The discharge to the city’s main sewer is further accomplished by using flexible piping, a design specification created to address the need for the discharge operation to move up and down with the tide. “The normal tide is 10 to 11 feet, but we can get more extreme tide here,” offers Steve Thayer, of Hayes Pump Inc.
Packaged pump station
The technology used to address this unique challenge is a Gorman-Rupp LE model packaged pump station
“With such extreme deviations in travel ways, pumping the waste from the restaurant to its eventual destination at the city sewers was a design challenge.” The technology used to address this unique challenge is a Gorman-Rupp LE model packaged pump station.
The total solution, which incorporates duplex pumps and the associated piping, settings and control panel technology, further incorporates high water alarms, alerting DiMillo personnel of potential problems with the pumps, before they arise. “Everything I need to know is right there on the panel itself,” adds DiCenzo. “In the course of any given day, I’m probably in and out of the control room 25 times – I’m not servicing the pump during those visits, I’m poking my head in to see what the controls are telling me, and then I go about my day. To me, these controls are a visual check.”
Mission critical environment
“The pumps are the original Gorman-Rupp Classic T Series design, including original level controls which were the old float switches,” adds Thayer. “We have since refitted the level control system via the Gorman-Rupp EPS (electronic pressure switch) retrofit kit with the electronic solid state pressure transducer set-up.”
Routine maintenance to unclog a troubled pump is to be expected in this high volume
Routine maintenance to unclog a troubled pump is to be expected in this high volume, mission-critical environment. In most cases, debris has fowled the inlet, whereby the unique self-priming, centrifugal Gorman-Rupp design allows DiCenzo and his team to ready the system without calling in maintenance technicians to clean the pump’s parts that plugged, unclogging the blockage. By draining the tank and then identifying the source of the problem, DiCenzo can also pull the spare parts that the restaurant keeps on hand to immediately rectify the situation.
Air release valves
“Generally, I’m never down more than 30 or 40 minutes – and when I am, 99% of the time, it’s a debris blockage, a very simple fix, or one of the air release valves have jammed or the inlet to the sump has clogged,” shares DiCenzo.
“But even if a pump goes down due to debris, they’re so easy to maintain that it’s as easy as one-two-three for us now. We simply look at it and know what you’re going after. And if the maintenance requires something a little trickier, all I have to do is make a call to Hayes Pump, and they can generally walk me through it – to get me back up and running. I love these pumps.”
Particularly stubborn blockage
Only once in more than a two-decade history has the restaurant found the need to replace a pump
In fact, to date, the restaurant has enjoyed relative maintenance- and problem-free solution for now nearly 24 years, with the original technology outperforming any industry standard and continuing to function nearly flawlessly.

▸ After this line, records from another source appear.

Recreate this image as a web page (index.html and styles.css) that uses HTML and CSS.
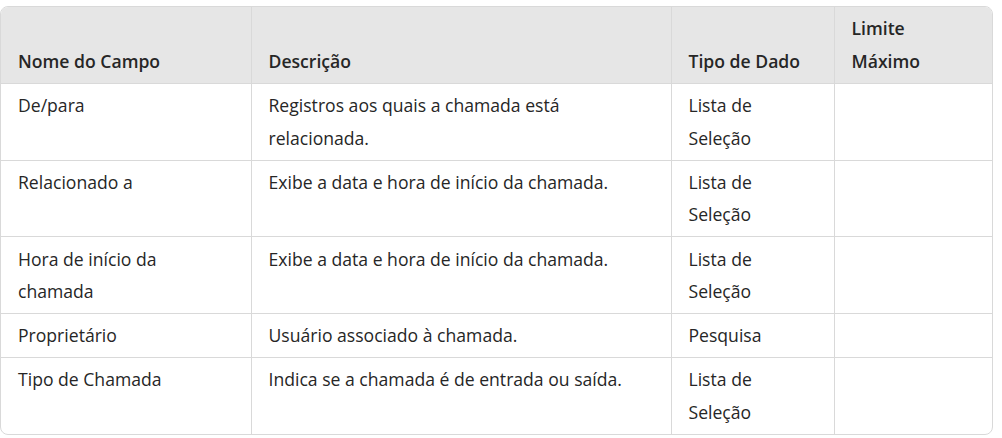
FILE: index.html
```html
<!DOCTYPE html>
<html lang="pt">
<head>
<meta charset="utf-8">
<link rel="stylesheet" href="styles.css">
</head>
<body>
<div class="wrap">
<table class="grid">
<colgroup>
<col class="c1"><col class="c2"><col class="c3"><col class="c4">
</colgroup>
<thead>
<tr><th>Nome do Campo</th><th>Descrição</th><th>Tipo de Dado</th><th>Limite Máximo</th></tr>
</thead>
<tbody>
<tr><td>De/para</td><td>Registros aos quais a chamada está relacionada.</td><td>Lista de Seleção</td><td></td></tr>
<tr><td>Relacionado a</td><td>Exibe a data e hora de início da chamada.</td><td>Lista de Seleção</td><td></td></tr>
<tr><td>Hora de início da chamada</td><td>Exibe a data e hora de início da chamada.</td><td>Lista de Seleção</td><td></td></tr>
<tr><td>Proprietário</td><td>Usuário associado à chamada.</td><td>Pesquisa</td><td></td></tr>
<tr><td>Tipo de Chamada</td><td>Indica se a chamada é de entrada ou saída.</td><td>Lista de Seleção</td><td></td></tr>
</tbody>
</table>
</div>
</body>
</html>
```
FILE: styles.css
```css
html, body {
  margin: 0;
  padding: 0;
  background: #ffffff;
}
body {
  font-family: "Open Sans", "Noto Sans", sans-serif;
  font-size: 17.6px;
  color: #262626;
}
.wrap {
  margin: 6px 0 0 0;
  width: 993px;
  border: 1px solid #d9d9d9;
  border-radius: 8px;
  overflow: hidden;
  box-sizing: border-box;
}
.grid {
  width: 100%;
  border-collapse: collapse;
  table-layout: fixed;
}
.c1 { width: 250px; }
.c2 { width: 420px; }
.c3 { width: 163px; }
.c4 { width: 158px; }
.grid th, .grid td {
  padding: 5.2px 16px 5.2px 17px;
  line-height: 32.7px;
  text-align: left;
  border-left: 1px solid #d9d9d9;
  border-top: 1px solid #d9d9d9;
}
.grid th:first-child, .grid td:first-child { border-left: none; }
.grid thead th {
  border-top: none;
  background: #e6e6e6;
  font-weight: 600;
  vertical-align: bottom;
}
.grid thead th:last-child { padding-right: 24px; }
.grid td {
  vertical-align: top;
  font-weight: 400;
}
```
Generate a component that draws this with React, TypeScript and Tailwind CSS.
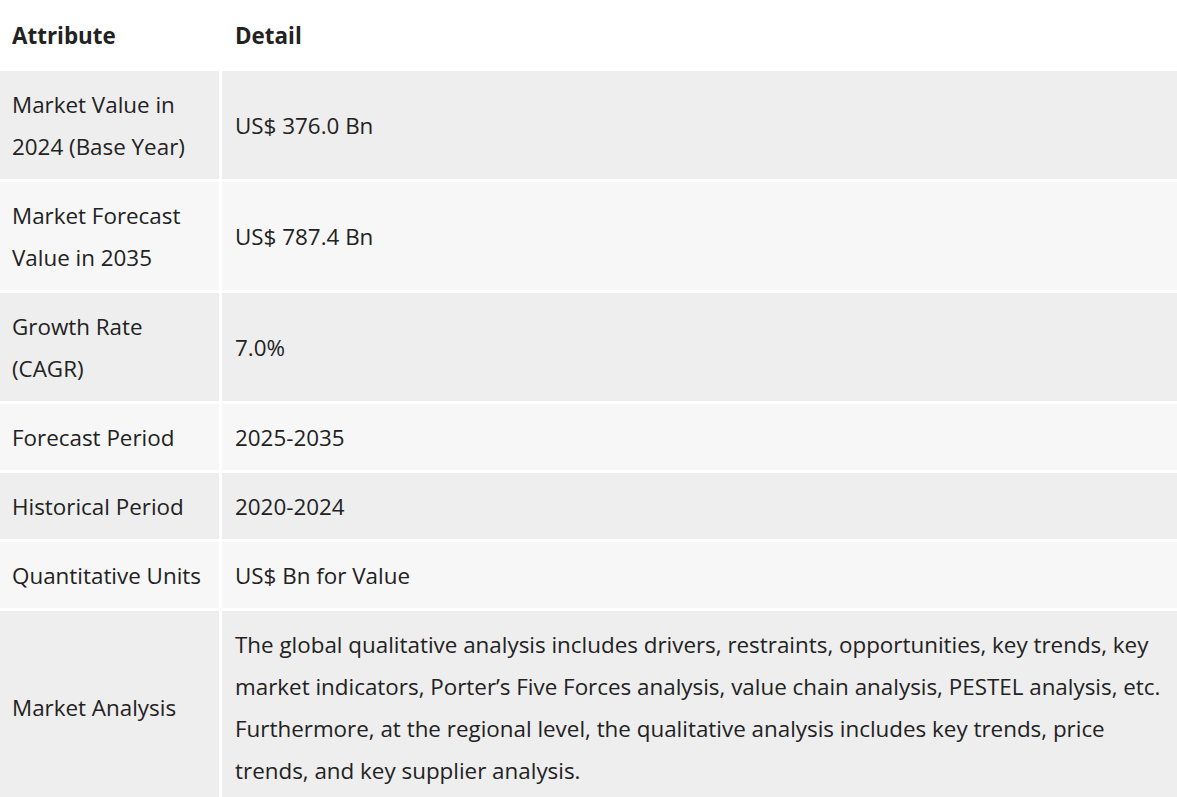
const rows: { attr: React.ReactNode; detail: React.ReactNode }[] = [
  { attr: <>Market Value in<br />2024 (Base Year)</>, detail: "US$ 376.0 Bn" },
  { attr: <>Market Forecast<br />Value in 2035</>, detail: "US$ 787.4 Bn" },
  { attr: <>Growth Rate<br />(CAGR)</>, detail: "7.0%" },
  { attr: "Forecast Period", detail: "2025-2035" },
  { attr: "Historical Period", detail: "2020-2024" },
  { attr: "Quantitative Units", detail: "US$ Bn for Value" },
  {
    attr: "Market Analysis",
    detail: (
      <>
        The global qualitative analysis includes drivers, restraints, opportunities, key trends, key
        <br />
        market indicators, Porter’s Five Forces analysis, value chain analysis, PESTEL analysis, etc.
        <br />
        Furthermore, at the regional level, the qualitative analysis includes key trends, price
        <br />
        trends, and key supplier analysis.
      </>
    ),
  },
];

export default function App() {
  return (
    <div
      className="min-h-screen bg-white text-[#222222] text-[22.4px] leading-[42px]"
      style={{ fontFamily: '"Open Sans", "Noto Sans", sans-serif' }}
    >
      <div className="grid grid-cols-[219px_1fr] gap-[3px]">
        {/* header */}
        <div className="flex h-[68px] items-center px-3 pt-1 font-bold">Attribute</div>
        <div className="flex h-[68px] items-center px-[13px] pt-1 font-bold">Detail</div>

        {rows.map((r, i) => {
          const bg = i % 2 === 0 ? "bg-[#eeeeee]" : "bg-[#f7f7f7]";
          return [
            <div key={`a${i}`} className={`flex items-center px-3 pt-[13px] pb-[11px] ${bg}`}>
              <span className="whitespace-nowrap">{r.attr}</span>
            </div>,
            <div key={`d${i}`} className={`flex items-center px-[13px] pt-[13px] pb-[11px] ${bg}`}>
              <span className="whitespace-nowrap">{r.detail}</span>
            </div>,
          ];
        })}
      </div>
    </div>
  );
}
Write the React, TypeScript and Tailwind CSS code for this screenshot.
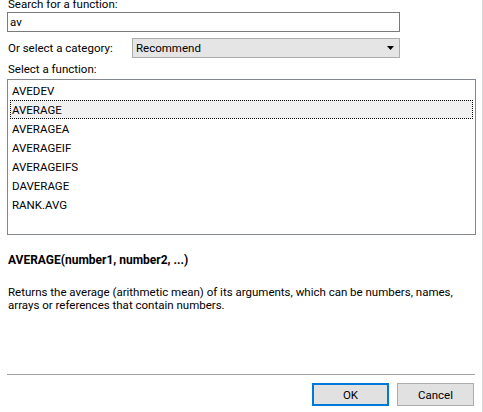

Only once in more than a two-decade history has the restaurant found the need to replace a pump – due to a casing, which had worn out after 23 years.
During another particularly stubborn blockage, the engineer at DiMillo’s opened one of the pumps by removing the cover plate, only to reveal a badly worn impeller. The impeller, which had been functioning well for more than eleven years, was worn to just 6” – reduced more than 30 percent from a standard 8 ¾” impeller diameter.